I then siliconed the hinge to the bottom glass piece as well as the door bottom squeezing silicon into the hinge channel since this glass was thinner than the 1/8" glass it was designed for this is very important as it will not hold the glass otherwise. Wait about an hour or so before proceeding so the glass is pretty stable.

Constructing the vent was pretty easy. With the glass in place I took the framing corners and put them in against the door top and the frame top and measure the amount of framing I needed. I did this for each of the four frame pieces so the fit would be snug (again with the flies).

Using a hacksaw I learned (the hard way) to cut from the back side (where the channel is) and once I was nearing cutting through the material I simply snapped it in two. Otherwise I kept scratching up the brown paint on the front and it looked like crap! Those with better skills/tools will surely get better results but I am happy enough. Each of the plastic corners have a tab that fits into the aluminum frame pieces. With the small width of the vent frame, they were too long so I had to cut them down some.
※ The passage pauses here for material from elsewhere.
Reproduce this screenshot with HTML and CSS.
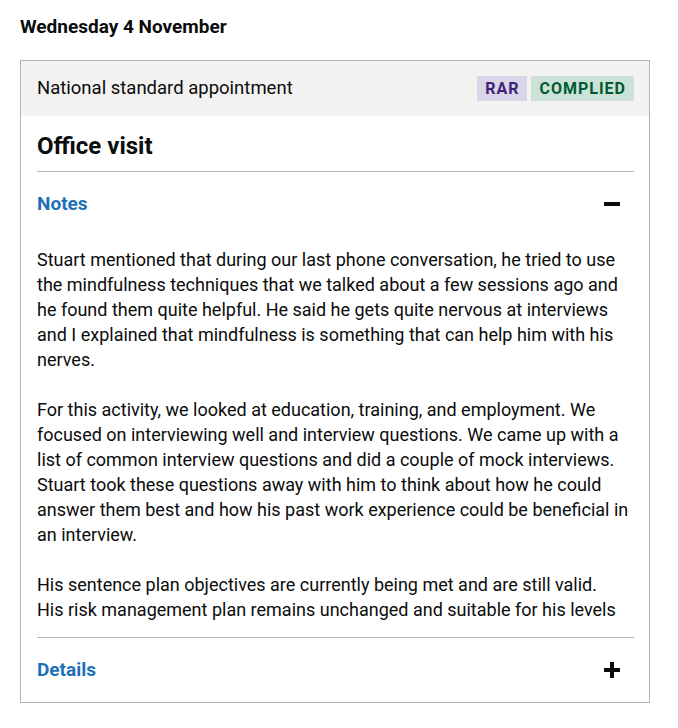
FILE: index.html
```html
<!DOCTYPE html>
<html lang="en">
<head>
<meta charset="utf-8">
<title>Wednesday 4 November</title>
<link rel="stylesheet" href="styles.css">
</head>
<body>
<h2 class="date-heading">Wednesday 4 November</h2>
<div class="card">
  <div class="card-header">
    <span class="card-type">National standard appointment</span>
    <div class="tags">
      <strong class="tag tag-purple">RAR</strong>
      <strong class="tag tag-green">Complied</strong>
    </div>
  </div>
  <div class="card-body">
    <h3 class="card-title">Office visit</h3>
    <div class="section section-open">
      <div class="section-head">
        <a class="section-link" href="#">Notes</a>
        <svg class="section-icon" width="16" height="16" viewBox="0 0 16 16" aria-hidden="true"><rect x="0" y="6" width="16" height="4" fill="#0b0c0c"/></svg>
      </div>
      <div class="section-content">
        <p>Stuart mentioned that during our last phone conversation, he tried to use the mindfulness techniques that we talked about a few sessions ago and he found them quite helpful. He said he gets quite nervous at interviews and I explained that mindfulness is something that can help him with his nerves.</p>
        <p>For this activity, we looked at education, training, and employment. We focused on interviewing well and interview questions. We came up with a list of common interview questions and did a couple of mock interviews. Stuart took these questions away with him to think about how he could answer them best and how his past work experience could be beneficial in an interview.</p>
        <p>His sentence plan objectives are currently being met and are still valid. His&nbsp;risk management plan remains unchanged and suitable for his levels</p>
      </div>
    </div>
    <div class="section">
      <div class="section-head">
        <a class="section-link" href="#">Details</a>
        <svg class="section-icon" width="16" height="16" viewBox="0 0 16 16" aria-hidden="true"><rect x="0" y="6" width="16" height="4" fill="#0b0c0c"/><rect x="6" y="0" width="4" height="16" fill="#0b0c0c"/></svg>
      </div>
    </div>
  </div>
</div>
</body>
</html>
```
FILE: styles.css
```css
* { box-sizing: border-box; }
body {
  margin: 0;
  padding: 14px 20px;
  font-family: Roboto, "Liberation Sans", Arial, sans-serif;
  color: #0b0c0c;
  background: #ffffff;
}
.date-heading {
  margin: 0 0 21px;
  font-size: 19px;
  line-height: 25px;
  font-weight: 700;
}
.card {
  width: 630px;
  border: 1px solid #b1b4b6;
}
.card-header {
  display: flex;
  justify-content: space-between;
  align-items: center;
  padding: 15px 15px 15px 16px;
  background: #f3f2f1;
}
.card-type {
  font-size: 18.5px;
  line-height: 25px;
}
.tags {
  display: flex;
  gap: 4px;
}
.tag {
  display: inline-block;
  padding: 5px 8px 4px;
  font-size: 16px;
  line-height: 16px;
  font-weight: 700;
  letter-spacing: 1px;
  text-transform: uppercase;
}
.tag-purple { background: #dbd5e9; color: #3d2375; }
.tag-green { background: #cce2d8; color: #005a30; }
.card-body {
  padding: 0 15px 0 16px;
}
.card-title {
  margin: 0;
  padding: 15px 0 10px;
  font-size: 24px;
  line-height: 30px;
  font-weight: 700;
  border-bottom: 1px solid #b1b4b6;
}
.section-open {
  border-bottom: 1px solid #b1b4b6;
}
.section-head {
  display: flex;
  justify-content: space-between;
  align-items: center;
  padding: 19px 0 20px;
}
.section-open .section-head {
  padding-bottom: 0;
}
.section-link {
  font-size: 19px;
  line-height: 25px;
  font-weight: 700;
  color: #1d70b8;
  text-decoration: none;
}
.section-icon {
  display: block;
  margin-right: 14px;
}
.section-content {
  margin: 31px 0 15px;
  max-height: 375px;
  overflow: hidden;
}
.section-content p {
  margin: 0 0 25px;
  font-size: 18px;
  line-height: 25px;
}
```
They cut very easily with the hacksaw. Once the frame box is constructed, you generously cover the back (channel side) with the mesh and poke the spline (a rubbery cord) into the channel. Trim off the excess mesh when completed. I didn't silicon the frame together since the mesh holds it together quite well, and it is getting siliconed to the tank anyway.

Silicone the vent to the tank frame making sure it is snug with the glass door.

Silicone a knob/pull to the top of the door.

I still haven't figured out a latch to keep the door from opening accidently. The door stays shut through friction, but I don't want to rely on that. One good bump and the door could come open and crashing down. Yikes!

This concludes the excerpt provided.